This is taken from a series of emails from February 2017; see part 1 here or the eventual translation notes (which include the original readings).

Next installment of lector prep notes: reading in the car (or train, or bus, or waiting for a meeting to start, or... I do not schedule in extra time for this, this is all stolen moments)

I've had the handwritten (and thus pseudo-chunked) of the readings in my purse for the past few days now. This stage is a long one for me -- it's reading and absorbing the Scriptures. It usually ends up with me memorizing them... sort of. Not memorizing the words, but memorizing the meanings.

I've read enough cognitive science research to know that we remember things better when we try to remember them (and then check and correct) than when we simply look at them and try to remember, so I always start *without* the paper, by trying to remember what... the readings... were about. (Actual first attempts, here -- with absolutely no shame, because this is what it looks like when anyone without an eidetic memory starts.)

Reading 1: From Sirach. Something about following God's law; that's the big theme and it's important. Also that God does not make exceptions on that; he doesn't tell some people "yeah, you can sin."

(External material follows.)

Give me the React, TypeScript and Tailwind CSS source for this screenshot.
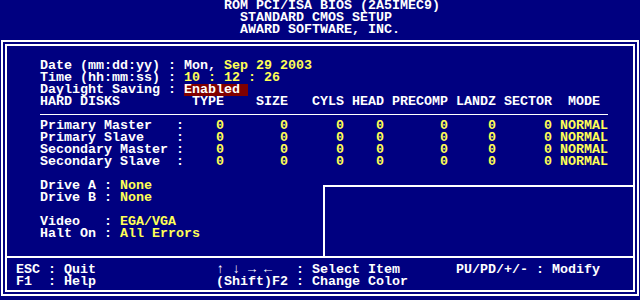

Psalm: ...yay following God's law, it makes me happy? Probably "blessed" and "delighted" are words in there... the Psalms use those words a lot.

Reading 2: Paul telling people about God's... he doesn't use the word "law," I don't think. But it's something like "I know this stuff, you know this stuff, this is God's stuff, the folks in charge are clueless and so they killed Jesus." Also he quotes Isaiah on "eye has not seen, ear has not heard" but I don't know why.

So yeah! You can see that my first attempt understanding of these is not terribly mature -- I don't understand these readings very well; I don't remember what they mean, I don't know what they link to, I only have vague blobs of ideas that "following God's commandments is important" and "you should learn these things and not be clueless about them."

But notice that I actually have some knowledge of what I'm missing ("why did Paul quote Isaiah?") and now have targeted stuff to check and look up. And also notice that by starting with the meanings (and not the words), I focus on the themes that link across the readings! And that I'm not stuck in the English -- that I'm going for conceptual understanding first, and pondering that! I deliberately try to paraphrase when I write these notes -- even if I can remember the exact English words, I'll say or write out paraphrases in parallel, to make sure my understanding is deep and not just parroting.

So now, after I work from memory as much as possible... I now go back and look at the readings and fill in a more detailed understanding of what I missed (for instance, the first reading has the theme that you can individually choose to follow God's law under any circumstances; it's your choice -- that's a HUGE idea in there that I didn't touch in my first rendering). And I talk with God about what things might mean, and flag stuff that I'm not sure about, or that flags my attention (in the second reading, it says that God did these things for our glory -- wait, not his glory, or... general glory, but our glory, for us? Oh my gosh, *our* glory! )

My notes/thoughts/attempts become progressively more detailed as time goes by, and as my understanding of the readings deepens and they soak not just into my brain, but into all of me. It's really a lot like very small continuous background-process Lectio, for me. This process, the reading-understanding-praying process... I spend the most time on this one.

I did not write up the third part, which is the "actual translation part" (i.e. going from whatever mix of languages I use as source texts... into ASL) -- but that's the part most people fixate on, and I'm trying to specifically write about the stuff around it. For a glimpse at my process, you can see the eventual translation notes (which include the English versions alongside the ASL gloss/notes) and look for how this process has informed it.